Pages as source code
----------

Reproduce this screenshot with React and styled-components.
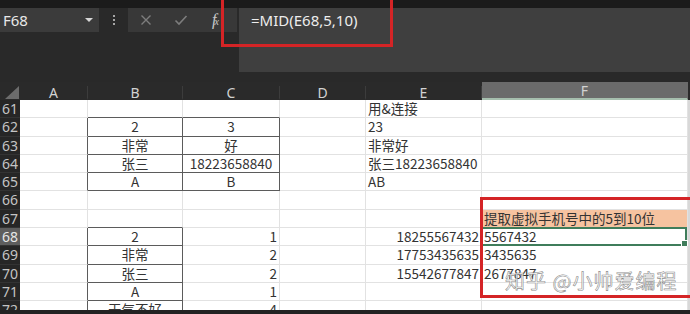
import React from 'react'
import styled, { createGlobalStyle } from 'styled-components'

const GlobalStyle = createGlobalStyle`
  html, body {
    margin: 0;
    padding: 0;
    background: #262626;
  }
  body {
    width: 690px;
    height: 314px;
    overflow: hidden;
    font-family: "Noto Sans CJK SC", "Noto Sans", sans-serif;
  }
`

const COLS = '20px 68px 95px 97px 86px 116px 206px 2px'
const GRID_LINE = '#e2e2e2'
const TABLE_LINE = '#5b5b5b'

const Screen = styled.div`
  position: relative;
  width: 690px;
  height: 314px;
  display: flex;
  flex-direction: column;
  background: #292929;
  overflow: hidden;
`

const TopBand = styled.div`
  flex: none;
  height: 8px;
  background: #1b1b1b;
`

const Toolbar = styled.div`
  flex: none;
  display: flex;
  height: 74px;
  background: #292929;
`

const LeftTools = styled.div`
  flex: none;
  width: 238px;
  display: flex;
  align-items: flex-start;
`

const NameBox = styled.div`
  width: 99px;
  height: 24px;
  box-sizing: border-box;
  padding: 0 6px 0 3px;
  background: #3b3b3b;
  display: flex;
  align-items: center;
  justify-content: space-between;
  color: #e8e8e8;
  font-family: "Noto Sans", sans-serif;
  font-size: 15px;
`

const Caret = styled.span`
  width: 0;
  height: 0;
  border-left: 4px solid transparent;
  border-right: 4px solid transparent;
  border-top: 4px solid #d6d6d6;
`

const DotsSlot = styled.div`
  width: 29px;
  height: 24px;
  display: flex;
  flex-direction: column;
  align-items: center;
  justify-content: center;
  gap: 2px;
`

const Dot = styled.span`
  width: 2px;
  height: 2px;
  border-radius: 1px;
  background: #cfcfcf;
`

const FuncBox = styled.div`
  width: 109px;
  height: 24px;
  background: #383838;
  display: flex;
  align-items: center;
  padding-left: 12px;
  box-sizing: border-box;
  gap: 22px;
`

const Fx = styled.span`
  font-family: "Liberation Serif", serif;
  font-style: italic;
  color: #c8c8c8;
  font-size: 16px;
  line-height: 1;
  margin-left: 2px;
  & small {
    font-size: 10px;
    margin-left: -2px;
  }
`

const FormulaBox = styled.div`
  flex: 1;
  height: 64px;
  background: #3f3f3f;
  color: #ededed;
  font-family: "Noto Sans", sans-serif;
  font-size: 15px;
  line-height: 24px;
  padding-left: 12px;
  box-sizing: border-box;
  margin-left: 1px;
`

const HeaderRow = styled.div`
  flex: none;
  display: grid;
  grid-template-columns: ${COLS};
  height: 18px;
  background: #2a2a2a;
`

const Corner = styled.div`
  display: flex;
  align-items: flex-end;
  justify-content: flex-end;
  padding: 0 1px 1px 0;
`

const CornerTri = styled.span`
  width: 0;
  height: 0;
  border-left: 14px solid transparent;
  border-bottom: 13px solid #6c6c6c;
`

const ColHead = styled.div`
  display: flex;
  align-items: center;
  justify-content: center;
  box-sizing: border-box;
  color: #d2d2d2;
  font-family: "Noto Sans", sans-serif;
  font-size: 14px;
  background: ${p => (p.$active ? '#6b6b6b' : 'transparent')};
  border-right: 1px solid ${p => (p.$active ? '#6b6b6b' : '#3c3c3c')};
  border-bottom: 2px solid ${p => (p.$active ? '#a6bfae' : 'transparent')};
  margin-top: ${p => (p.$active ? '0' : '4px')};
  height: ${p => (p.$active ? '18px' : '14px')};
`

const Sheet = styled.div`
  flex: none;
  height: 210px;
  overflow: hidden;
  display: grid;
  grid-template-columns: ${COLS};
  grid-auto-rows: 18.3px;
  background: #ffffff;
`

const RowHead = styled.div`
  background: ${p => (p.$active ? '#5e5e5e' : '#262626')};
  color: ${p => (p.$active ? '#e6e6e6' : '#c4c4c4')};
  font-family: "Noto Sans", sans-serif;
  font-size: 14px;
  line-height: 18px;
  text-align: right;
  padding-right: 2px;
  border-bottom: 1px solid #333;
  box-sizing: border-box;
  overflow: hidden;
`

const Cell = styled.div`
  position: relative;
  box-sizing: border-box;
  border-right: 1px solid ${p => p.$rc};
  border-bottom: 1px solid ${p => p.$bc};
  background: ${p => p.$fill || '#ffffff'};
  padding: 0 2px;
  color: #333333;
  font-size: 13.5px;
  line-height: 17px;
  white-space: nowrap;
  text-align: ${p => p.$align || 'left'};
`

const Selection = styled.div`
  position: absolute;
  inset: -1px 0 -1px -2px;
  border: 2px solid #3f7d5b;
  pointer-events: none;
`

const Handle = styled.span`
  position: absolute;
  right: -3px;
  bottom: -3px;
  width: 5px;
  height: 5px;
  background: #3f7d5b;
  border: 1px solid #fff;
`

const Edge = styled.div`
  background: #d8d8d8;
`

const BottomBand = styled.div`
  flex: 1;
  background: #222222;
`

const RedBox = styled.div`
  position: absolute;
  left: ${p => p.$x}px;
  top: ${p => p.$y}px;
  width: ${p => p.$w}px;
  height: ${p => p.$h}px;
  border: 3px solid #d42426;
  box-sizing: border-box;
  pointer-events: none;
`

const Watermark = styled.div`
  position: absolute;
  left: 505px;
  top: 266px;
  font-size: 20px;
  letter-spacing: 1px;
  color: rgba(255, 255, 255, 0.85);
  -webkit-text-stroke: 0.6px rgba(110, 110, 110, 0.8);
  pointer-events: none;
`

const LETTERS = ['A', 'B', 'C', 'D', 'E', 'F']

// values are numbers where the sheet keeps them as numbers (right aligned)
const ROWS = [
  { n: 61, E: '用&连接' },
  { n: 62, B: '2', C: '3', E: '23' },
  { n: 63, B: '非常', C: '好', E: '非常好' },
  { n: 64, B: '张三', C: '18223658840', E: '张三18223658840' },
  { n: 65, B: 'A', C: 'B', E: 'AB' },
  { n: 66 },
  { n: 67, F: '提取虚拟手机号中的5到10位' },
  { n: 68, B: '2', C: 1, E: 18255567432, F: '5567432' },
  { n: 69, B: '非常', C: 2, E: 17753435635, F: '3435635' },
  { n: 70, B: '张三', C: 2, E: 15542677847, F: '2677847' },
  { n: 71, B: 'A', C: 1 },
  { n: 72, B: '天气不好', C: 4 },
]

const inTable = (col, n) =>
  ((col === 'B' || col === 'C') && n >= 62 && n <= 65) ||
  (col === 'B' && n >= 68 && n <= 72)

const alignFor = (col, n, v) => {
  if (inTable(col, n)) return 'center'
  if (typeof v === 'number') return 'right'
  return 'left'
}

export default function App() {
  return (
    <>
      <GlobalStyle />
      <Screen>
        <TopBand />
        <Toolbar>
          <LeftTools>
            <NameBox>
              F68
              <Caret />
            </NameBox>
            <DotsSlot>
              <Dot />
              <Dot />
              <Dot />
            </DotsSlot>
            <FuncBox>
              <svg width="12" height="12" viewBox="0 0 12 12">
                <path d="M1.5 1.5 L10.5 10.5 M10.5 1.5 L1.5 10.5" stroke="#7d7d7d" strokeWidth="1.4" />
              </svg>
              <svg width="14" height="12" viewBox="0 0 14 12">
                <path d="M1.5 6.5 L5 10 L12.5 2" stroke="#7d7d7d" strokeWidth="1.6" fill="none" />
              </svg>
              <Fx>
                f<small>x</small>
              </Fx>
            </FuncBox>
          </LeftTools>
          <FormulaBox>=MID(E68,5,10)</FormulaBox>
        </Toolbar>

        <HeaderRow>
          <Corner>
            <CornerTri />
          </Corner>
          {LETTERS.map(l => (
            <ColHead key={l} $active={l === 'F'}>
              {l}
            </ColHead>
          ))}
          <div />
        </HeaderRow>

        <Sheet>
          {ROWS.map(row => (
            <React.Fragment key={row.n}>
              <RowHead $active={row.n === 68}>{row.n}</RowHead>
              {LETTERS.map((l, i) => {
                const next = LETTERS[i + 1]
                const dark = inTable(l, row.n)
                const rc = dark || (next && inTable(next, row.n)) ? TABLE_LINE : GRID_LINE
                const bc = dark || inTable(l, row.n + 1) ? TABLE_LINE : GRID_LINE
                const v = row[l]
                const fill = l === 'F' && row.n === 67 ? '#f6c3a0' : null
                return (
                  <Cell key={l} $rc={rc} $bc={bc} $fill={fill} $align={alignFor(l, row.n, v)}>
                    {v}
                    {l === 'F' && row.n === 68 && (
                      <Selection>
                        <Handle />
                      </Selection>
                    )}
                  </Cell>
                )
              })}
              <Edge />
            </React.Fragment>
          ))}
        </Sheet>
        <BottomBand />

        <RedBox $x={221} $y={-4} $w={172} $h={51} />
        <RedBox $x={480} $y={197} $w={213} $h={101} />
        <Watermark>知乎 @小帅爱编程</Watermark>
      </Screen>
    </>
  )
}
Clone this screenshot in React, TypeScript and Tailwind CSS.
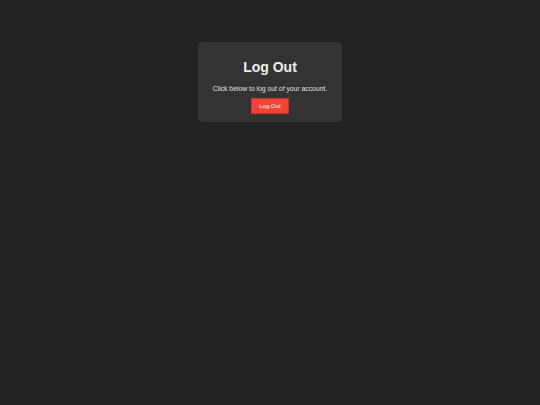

----------

### The problem:
Only the lines from the start of the records above through the line containing "const TABLE_LINE = '#5b5b5b'" should be returned, exactly and with both ends, please; the pictures stay out.

### Task response:
Reproduce this screenshot with React and styled-components.
import React from 'react'
import styled, { createGlobalStyle } from 'styled-components'

const GlobalStyle = createGlobalStyle`
  html, body {
    margin: 0;
    padding: 0;
    background: #262626;
  }
  body {
    width: 690px;
    height: 314px;
    overflow: hidden;
    font-family: "Noto Sans CJK SC", "Noto Sans", sans-serif;
  }
`

const COLS = '20px 68px 95px 97px 86px 116px 206px 2px'
const GRID_LINE = '#e2e2e2'
const TABLE_LINE = '#5b5b5b'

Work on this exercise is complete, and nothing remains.